È come se vivessero in Matrix: hanno un’identità pubblica, sono figli
diligenti, vanno a scuola. Poi si collegano al web, ed entrano in altri
panni: quelli dei cyberbulli. Un’identità virtuale dietro la quale
sfogano le pulsioni e i comportamenti più negativi, all’insaputa di
genitori e prof. Sono gli adolescenti milanesi: un’intera generazione
digitale cresciuta con un cellulare in mano e attaccata ai social
network, talmente sfuggente al mondo degli adulti che è stata oggetto
di una ricerca condotta da Occhi aperti, l’associazione presieduta da
Milly Moratti che con questionari anonimi ha analizzato la relazione
con la rete di 2785 studenti di cinque scuole medie e superiori di
Milano, età media 15,4 anni. E il quadro che ne emerge è deprimente. Il
99,1% usa internet a casa, e il 66% dichiara che mai una volta i
genitori danno un’occhiata ai loro profili sui social
network.
Hanno una marea di amici virtuali - ragazzini di 12 anni
che arrivano ad avere 500 contatti, quasi tutte persone che non
conoscono nella realtà - e sul web si scatenano: prendono di mira e
mobbizzano i compagni più deboli, diffamano, insultano, inviano
messaggi volgari, crudeli, minacciosi.

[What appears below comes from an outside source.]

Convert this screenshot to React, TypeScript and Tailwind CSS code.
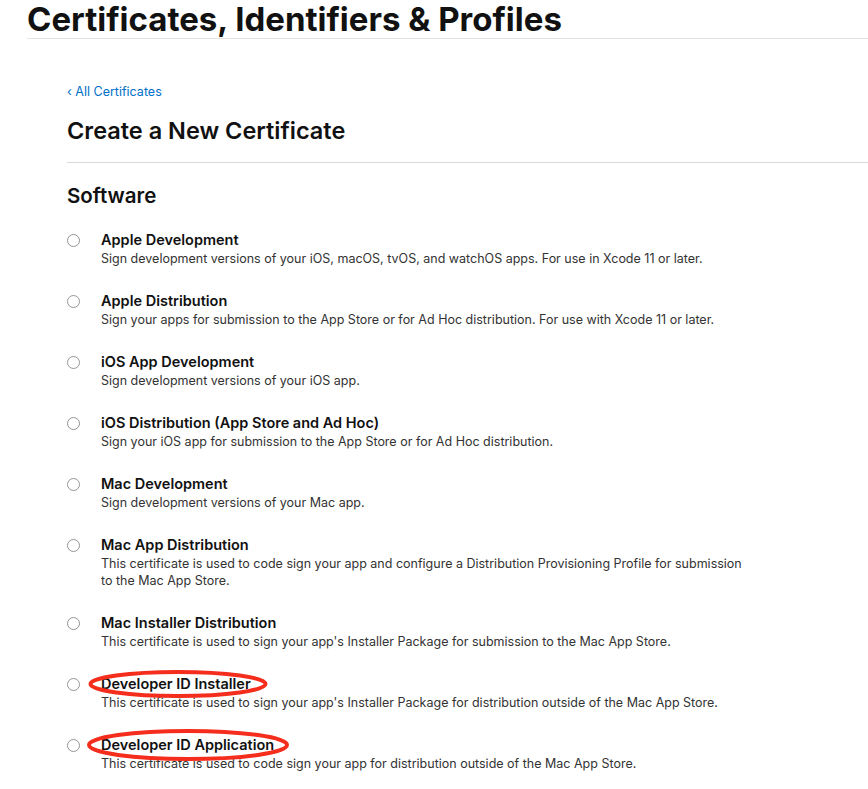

Creano falsi profili, in cui
simulano di essere altre persone e danno il via a meccanismi di
bullismo o di stalking. Il 35% ha visto o sa di materiale pubblicato
online che denigra o umilia un docente, il 27% sa di studenti che hanno
pubblicato materiale che minaccia violenza. Uno su tre dichiara di
sapere di studenti che partecipano a gruppi online razzisti, omofobi,
nazisti. E tutto senza prendere coscienza della gravità delle loro
azioni. «Dalla ricerca emerge un uso improprio della rete - dice la
Moratti - un processo di deresponsabilizzazione e lo scollegamento
della vita reale». Commettono reati e non lo sanno. Per questo il
cyberbullismo è un fenomeno che sfugge alla magistratura: rasentano lo
zero le denunce alle procure dei tribunali dei minori.